Aside: it should also be apparent from this account that Brahmaloka is 
not the same as svarga (heaven) from which it is possible to fall.

>From the point of view of someone in the vyavaharic state there may seem 
to be a gap of time or space between jnana and mukti.

> Badisa: It was known for a while that existence of multiple Ishwaras 
> would lead clash in the process of creation etc activities. It means 
> that if the liberated soul at BL is given the powers of creation etc., 
> then it would to clash with Ishwara. If this explanation is true, then 
> doesn’t it show the existence of gunas on the part of self-realized 
> liberated soul at BL?


> Here, can you say that, “well! Ishwara himself has 
> gunas, and in that case what would be wrong to say that the liberated 
> soul at BL would also have gunas”. In the first place I do not believe 
> that liberated soul will have any gunas.

Then why would he see gunas in Ishvara which he supposedly identifies 

>  Then in that case, I do not see 
> any reason why there would be any clash between Ishwara and liberated 
> soul at BL for creation etc activities. Being without gunas, this soul, 
> if it has the capacity, still choose not to participate in the process 
> of creation etc. Then there would be no clash at all. But sutra 4.4.17 
> clearly says that it does not have the powers of creation etc. Your 
> understanding that ‘clash would occur’ is not correct. Because, it is 
> not fitting with gunas of Ishwara and no gunas of liberated soul. The 
> right way of applying this sutra is that lack of powers of creation etc 
> means that the liberated soul hasn’t yet achieved salvation while at BL 
> in spite of its self-realization. It means that self-realization is not 
> equal to salvation. Merging at the time of pralaya is salvation, where 
> Gita 5/5 holds true.

No this doesn't make sense.  Acheiving mukti cannot be the qualification 
for being able to create, because it is by definition the trancendence of 
concepts such as creation, destruction etc.
> Badisa: This reference does not talk or imply about unlimited powers for 
> realized soul. Can you please explain how did you come to this 
> conclusion?

This is the purvapaksha argument.  The passage speaks of being the lord of 
the mind, the lord of speech etc.  It is the siddhanta that this, as you 
say, does not imply unlimited powers.

> Badisa: It is well known to all of us that Ishwara is the cause of 
> creation, sustenance and dissolving of the universe. When the self 
> realized soul at BL have limited powers, then it is clear that it is not 
> even equal to Ishwara. In that case, how come self-realization be termed 
> as salvation?

Because as I said, mukti is liberation from samsara.

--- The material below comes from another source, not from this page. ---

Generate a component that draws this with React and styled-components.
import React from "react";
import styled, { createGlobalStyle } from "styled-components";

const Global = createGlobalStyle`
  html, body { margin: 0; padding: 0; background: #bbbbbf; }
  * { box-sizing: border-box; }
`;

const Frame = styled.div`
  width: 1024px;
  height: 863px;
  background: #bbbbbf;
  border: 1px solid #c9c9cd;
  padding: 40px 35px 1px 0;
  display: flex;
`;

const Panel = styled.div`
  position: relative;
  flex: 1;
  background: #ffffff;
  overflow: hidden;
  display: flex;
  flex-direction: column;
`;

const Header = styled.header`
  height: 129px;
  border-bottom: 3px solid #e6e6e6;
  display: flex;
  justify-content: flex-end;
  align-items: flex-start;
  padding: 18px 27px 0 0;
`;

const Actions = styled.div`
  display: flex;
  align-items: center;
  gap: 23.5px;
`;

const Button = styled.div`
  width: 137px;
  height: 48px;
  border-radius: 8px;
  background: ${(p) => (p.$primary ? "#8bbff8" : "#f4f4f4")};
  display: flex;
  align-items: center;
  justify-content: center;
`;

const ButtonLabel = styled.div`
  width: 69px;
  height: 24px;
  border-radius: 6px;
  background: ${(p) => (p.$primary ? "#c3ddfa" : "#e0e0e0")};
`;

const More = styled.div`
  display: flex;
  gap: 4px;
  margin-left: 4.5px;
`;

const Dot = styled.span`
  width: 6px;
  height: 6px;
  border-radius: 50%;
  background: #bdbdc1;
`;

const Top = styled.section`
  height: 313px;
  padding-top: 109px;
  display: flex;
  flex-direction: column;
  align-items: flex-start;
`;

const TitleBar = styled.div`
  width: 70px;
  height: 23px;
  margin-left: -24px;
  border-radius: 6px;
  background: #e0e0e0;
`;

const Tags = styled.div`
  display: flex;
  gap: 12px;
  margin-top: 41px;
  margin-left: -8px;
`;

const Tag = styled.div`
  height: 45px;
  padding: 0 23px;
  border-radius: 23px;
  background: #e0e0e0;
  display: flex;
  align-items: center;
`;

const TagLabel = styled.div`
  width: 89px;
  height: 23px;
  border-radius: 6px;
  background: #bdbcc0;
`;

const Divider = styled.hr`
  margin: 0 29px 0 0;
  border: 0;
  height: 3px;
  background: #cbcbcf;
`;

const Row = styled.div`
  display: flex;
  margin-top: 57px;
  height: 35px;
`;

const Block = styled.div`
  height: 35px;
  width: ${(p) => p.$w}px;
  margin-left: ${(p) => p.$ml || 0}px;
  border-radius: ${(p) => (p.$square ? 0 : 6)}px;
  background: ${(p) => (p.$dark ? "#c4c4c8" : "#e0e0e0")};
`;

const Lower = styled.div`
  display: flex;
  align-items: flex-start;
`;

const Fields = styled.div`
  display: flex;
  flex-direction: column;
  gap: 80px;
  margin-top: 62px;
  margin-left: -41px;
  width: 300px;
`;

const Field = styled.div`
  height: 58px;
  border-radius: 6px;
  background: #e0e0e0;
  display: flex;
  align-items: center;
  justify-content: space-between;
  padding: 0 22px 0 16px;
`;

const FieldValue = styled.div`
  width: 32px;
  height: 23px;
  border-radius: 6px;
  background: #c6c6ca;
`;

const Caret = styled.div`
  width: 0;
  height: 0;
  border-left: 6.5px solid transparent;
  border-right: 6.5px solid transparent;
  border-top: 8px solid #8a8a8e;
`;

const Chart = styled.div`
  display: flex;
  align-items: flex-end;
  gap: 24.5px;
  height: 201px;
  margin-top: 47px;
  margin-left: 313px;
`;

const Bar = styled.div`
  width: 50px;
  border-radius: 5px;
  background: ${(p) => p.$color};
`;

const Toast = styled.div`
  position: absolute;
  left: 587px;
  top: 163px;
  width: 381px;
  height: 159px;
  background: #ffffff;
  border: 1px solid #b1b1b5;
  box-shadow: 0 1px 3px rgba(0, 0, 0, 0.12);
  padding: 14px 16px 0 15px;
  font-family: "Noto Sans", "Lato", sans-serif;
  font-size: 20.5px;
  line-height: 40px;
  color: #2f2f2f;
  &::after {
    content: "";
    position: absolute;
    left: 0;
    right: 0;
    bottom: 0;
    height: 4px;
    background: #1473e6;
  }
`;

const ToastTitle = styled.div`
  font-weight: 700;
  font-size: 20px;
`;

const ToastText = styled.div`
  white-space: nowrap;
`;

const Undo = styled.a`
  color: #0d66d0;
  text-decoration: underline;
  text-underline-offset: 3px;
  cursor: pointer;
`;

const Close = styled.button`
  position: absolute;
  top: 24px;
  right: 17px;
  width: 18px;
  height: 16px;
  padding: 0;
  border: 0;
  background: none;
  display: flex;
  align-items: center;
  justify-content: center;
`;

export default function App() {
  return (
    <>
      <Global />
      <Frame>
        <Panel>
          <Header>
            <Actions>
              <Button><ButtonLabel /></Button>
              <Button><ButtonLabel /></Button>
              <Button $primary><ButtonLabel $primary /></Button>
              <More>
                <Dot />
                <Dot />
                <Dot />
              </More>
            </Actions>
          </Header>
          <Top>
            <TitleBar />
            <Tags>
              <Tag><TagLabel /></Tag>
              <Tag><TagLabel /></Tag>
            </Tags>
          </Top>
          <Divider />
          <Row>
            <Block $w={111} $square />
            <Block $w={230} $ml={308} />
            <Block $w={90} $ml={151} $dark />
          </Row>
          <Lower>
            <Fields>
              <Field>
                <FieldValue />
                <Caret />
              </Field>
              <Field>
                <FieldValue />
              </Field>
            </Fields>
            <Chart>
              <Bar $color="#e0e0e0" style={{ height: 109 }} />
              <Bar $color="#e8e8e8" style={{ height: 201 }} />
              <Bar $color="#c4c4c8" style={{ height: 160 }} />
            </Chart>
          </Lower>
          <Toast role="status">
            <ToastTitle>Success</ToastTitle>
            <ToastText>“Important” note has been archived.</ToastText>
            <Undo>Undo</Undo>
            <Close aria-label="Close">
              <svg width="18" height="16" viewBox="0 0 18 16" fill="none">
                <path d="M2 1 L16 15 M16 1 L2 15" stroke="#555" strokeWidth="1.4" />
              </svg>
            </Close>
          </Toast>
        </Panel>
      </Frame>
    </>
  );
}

> Also how come attainment of Ishwara, who is not in the 
> highest state, be called salvation? In the state of salvation no 
> limitations are applicable. If this is understood, then the lack of 
> powers on the part of realized soul implies that it hasn’t yet achieved 
> the salvation.

Mukti is orthogonal to "powers"  Such "powers" imply the existence and 
acceptence of samsara.  A mukta is one who has transcended such concepts.

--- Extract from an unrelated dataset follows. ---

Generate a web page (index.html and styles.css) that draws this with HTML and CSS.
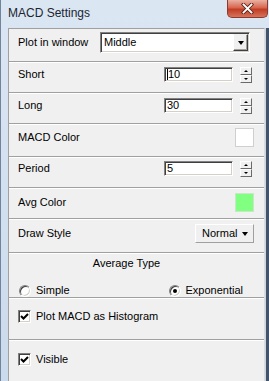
FILE: index.html
```html
<!DOCTYPE html>
<html>
<head>
    <title>MACD Settings</title>
    <link rel="stylesheet" href="styles.css">
</head>
<body>
    <div class="window">
        <!-- Title bar -->
        <div class="titlebar">
            <span class="title">MACD Settings</span>
            <div class="close-btn">
                <svg width="13" height="11" viewBox="0 0 13 11">
                    <path d="M2.5 1.5 L10.5 9.5 M10.5 1.5 L2.5 9.5" stroke="#5b2419" stroke-width="3.6" stroke-linecap="square"/>
                    <path d="M2.5 1.5 L10.5 9.5 M10.5 1.5 L2.5 9.5" stroke="#fff" stroke-width="1.8" stroke-linecap="square"/>
                </svg>
            </div>
        </div>

        <div class="frame">
            <div class="panel">
                <div class="row row-plot">
                    <span class="label tall">Plot in window</span>
                    <div class="combo">
                        <span class="combo-text">Middle</span>
                        <span class="combo-btn"><span class="arrow"></span></span>
                    </div>
                </div>

                <div class="row row-a">
                    <span class="label">Short</span>
                    <div class="spin">
                        <div class="field"><span class="caret"></span>10</div>
                        <div class="spin-btns">
                            <span class="spin-btn"><span class="tri up"></span></span>
                            <span class="spin-btn"><span class="tri down"></span></span>
                        </div>
                    </div>
                </div>

                <div class="row row-a">
                    <span class="label">Long</span>
                    <div class="spin">
                        <div class="field">30</div>
                        <div class="spin-btns">
                            <span class="spin-btn"><span class="tri up"></span></span>
                            <span class="spin-btn"><span class="tri down"></span></span>
                        </div>
                    </div>
                </div>

                <div class="row row-swatch">
                    <span class="label mid">MACD Color</span>
                    <div class="swatch"></div>
                </div>

                <div class="row row-b">
                    <span class="label">Period</span>
                    <div class="spin">
                        <div class="field">5</div>
                        <div class="spin-btns">
                            <span class="spin-btn"><span class="tri up"></span></span>
                            <span class="spin-btn"><span class="tri down"></span></span>
                        </div>
                    </div>
                </div>

                <div class="row row-c">
                    <span class="label mid">Avg Color</span>
                    <div class="swatch green"></div>
                </div>

                <div class="row row-draw">
                    <span class="label mid">Draw Style</span>
                    <div class="drop-btn">Normal <span class="arrow"></span></div>
                </div>

                <div class="row row-avg">
                    <div class="group-title">Average Type</div>
                    <div class="radios">
                        <span class="opt"><span class="radio"></span>Simple</span>
                        <span class="opt opt-right"><span class="radio checked"></span>Exponential</span>
                    </div>
                </div>

                <div class="row row-hist">
                    <span class="opt"><span class="check"><svg width="11" height="11" viewBox="0 0 11 11"><polyline points="2,5 4.5,7.5 9,3" fill="none" stroke="#000" stroke-width="2"/></svg></span>Plot MACD as Histogram</span>
                </div>

                <div class="row row-visible">
                    <span class="opt"><span class="check"><svg width="11" height="11" viewBox="0 0 11 11"><polyline points="2,5 4.5,7.5 9,3" fill="none" stroke="#000" stroke-width="2"/></svg></span>Visible</span>
                </div>
            </div>
            <div class="edge"></div>
        </div>
    </div>
</body>
</html>
```

FILE: styles.css
```css
/* Basic page setup */
body {
    margin: 0;
    font-family: "Liberation Sans", Arial, sans-serif;
    font-size: 11px;
    color: #000;
}

/* Window frame */
.window {
    width: 269px;
    height: 381px;
    display: flex;
    flex-direction: column;
    box-sizing: border-box;
    border-left: 1px solid #71849b;
    background: linear-gradient(#dbe6f3, #cbdaec);
    overflow: hidden;
}

.titlebar {
    height: 28px;
    display: flex;
    justify-content: space-between;
    align-items: flex-start;
}

.title {
    font-size: 12px;
    line-height: 26px;
    padding-left: 7px;
    color: #1b2530;
}

/* Red close button */
.close-btn {
    width: 41px;
    height: 18px;
    margin-right: 1px;
    box-sizing: border-box;
    border: 1px solid #8d3a2e;
    border-top: none;
    border-radius: 0 0 5px 5px;
    background: linear-gradient(#eab0a2, #d8664f 45%, #c13d24 55%, #d5735a);
    display: flex;
    align-items: center;
    justify-content: center;
}

.frame {
    flex: 1;
    display: flex;
    padding-left: 7px;
}

.edge {
    width: 4px;
    background: linear-gradient(to right, #c9d7e8 1px, #43536a 1px);
}

/* Gray settings panel */
.panel {
    flex: 1;
    display: flex;
    flex-direction: column;
    background-color: #f0f0f0;
    border-top: 1px solid #a0a0a0;
    border-left: 1px solid #a0a0a0;
    border-right: 1px solid #dcdcdc;
}

.row {
    display: flex;
    align-items: flex-start;
    justify-content: space-between;
    box-sizing: border-box;
    padding: 0 10px 0 9px;
    border-bottom: 1px solid #a0a0a0;
}

.row + .row {
    border-top: 1px solid #fff;
}

.row-plot { height: 33px; padding-top: 3px; }
.row-a { height: 31px; padding-top: 4px; }
.row-swatch { height: 33px; padding-top: 3px; }
.row-b { height: 31px; padding-top: 3px; }
.row-c { height: 31px; padding-top: 4px; }
.row-draw { height: 34px; padding-top: 4px; }
.row-avg { height: 45px; padding-top: 3px; flex-direction: column; align-items: stretch; }
.row-hist { height: 42px; padding-top: 11px; }
.row-visible { flex: 1; padding-top: 12px; border-bottom: none; }

.label { line-height: 15px; }
.label.tall { line-height: 21px; }
.label.mid { line-height: 19px; }

/* Sunken edit boxes */
.combo,
.field {
    box-sizing: border-box;
    background-color: #fff;
    border: 1px solid;
    border-color: #828282 #fff #fff #828282;
    box-shadow: inset 1px 1px 0 #404040, inset -1px -1px 0 #d4d0c8;
}

.combo {
    width: 150px;
    height: 21px;
    margin-right: 4px;
    display: flex;
    align-items: stretch;
    padding: 1px;
}

.combo-text {
    flex: 1;
    line-height: 17px;
    padding-left: 2px;
}

.combo-btn {
    width: 15px;
    box-sizing: border-box;
    background-color: #f0f0f0;
    border: 1px solid;
    border-color: #f0f0f0 #404040 #404040 #fff;
    box-shadow: inset -1px -1px 0 #a0a0a0;
    display: flex;
    align-items: center;
    justify-content: center;
}

.arrow {
    display: inline-block;
    width: 0;
    height: 0;
    border-left: 3.5px solid transparent;
    border-right: 3.5px solid transparent;
    border-top: 4px solid #000;
}

/* Number boxes with spinners */
.spin {
    display: flex;
    gap: 7px;
    margin-right: 2px;
}

.field {
    width: 69px;
    height: 15px;
    line-height: 13px;
    padding-left: 2px;
    display: flex;
    align-items: center;
}

.caret {
    width: 1px;
    height: 11px;
    background-color: #000;
    margin-right: 0;
}

.spin-btns {
    display: flex;
    flex-direction: column;
}

.spin-btn {
    width: 12px;
    height: 8px;
    box-sizing: border-box;
    background-color: #f0f0f0;
    border: 1px solid;
    border-color: #fff #6a6a6a #6a6a6a #fff;
    display: flex;
    align-items: center;
    justify-content: center;
}

.tri {
    width: 0;
    height: 0;
    border-left: 2px solid transparent;
    border-right: 2px solid transparent;
}

.tri.up { border-bottom: 2px solid #000; }
.tri.down { border-top: 2px solid #000; }

/* Color boxes */
.swatch {
    width: 19px;
    height: 19px;
    box-sizing: border-box;
    background-color: #fff;
    border: 1px solid #cfcfcf;
}

.swatch.green {
    background-color: #80ff80;
    border-color: #c6e8c6;
}

/* Draw style dropdown button */
.drop-btn {
    width: 59px;
    height: 19px;
    box-sizing: border-box;
    border: 1px solid;
    border-color: #fff #a0a0a0 #a0a0a0 #fff;
    padding-left: 6px;
    padding-right: 5px;
    display: flex;
    align-items: center;
    justify-content: space-between;
    line-height: 17px;
}

/* Average type radios */
.group-title {
    text-align: center;
    line-height: 13px;
    padding-right: 19px;
}

.radios {
    display: flex;
    margin-top: 6px;
}

.opt {
    display: flex;
    align-items: center;
    gap: 5px;
    line-height: 13px;
}

.opt-right {
    margin-left: auto;
    margin-right: 11px;
}

.radios .opt:first-child {
    margin-left: 1px;
}

.radio {
    position: relative;
    width: 12px;
    height: 12px;
    box-sizing: border-box;
    border-radius: 50%;
    border: 1px solid;
    border-color: #808080 #fff #fff #808080;
    background-color: #fff;
    box-shadow: inset 1px 1px 0 #404040, inset -1px -1px 0 #d4d0c8;
}

.radio.checked::after {
    content: "";
    position: absolute;
    left: 3px;
    top: 3px;
    width: 4px;
    height: 4px;
    border-radius: 50%;
    background-color: #000;
}

/* Checkboxes */
.check {
    width: 13px;
    height: 13px;
    box-sizing: border-box;
    border: 1px solid;
    border-color: #808080 #fff #fff #808080;
    background-color: #fff;
    box-shadow: inset 1px 1px 0 #404040, inset -1px -1px 0 #d4d0c8;
    display: flex;
    align-items: center;
    justify-content: center;
}
```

> Badisa: Why only at the level of creation? He can as well have the power 
> of controlling also. In that case, where is the objection? And how can 
> you say that he could get wrapped in samsara? Can you say Ishwara, who 
> creates, maintains and dissolves the universe is wrapped in samsara? 
> Please think over it.

Again, the siddhanta is not making this argument, the purvapaksha is. 
Ishvara has the power to enter and leave samsara because he is the 
producer of that system.  The jivas cannot because they are products of 
that system.

Lets assume somehow I was able to steal your identity and credit cards. 
If "Ramesh Badisa" has a credit limit of 1 million dollars on his 
Mastercard then I as "Ramesh Badisa" cannot spend 2 million dollars right? 
However if I could assume the identity of the credit card company I could 
raise the limit to  10 million or 20 million or whatever I wanted.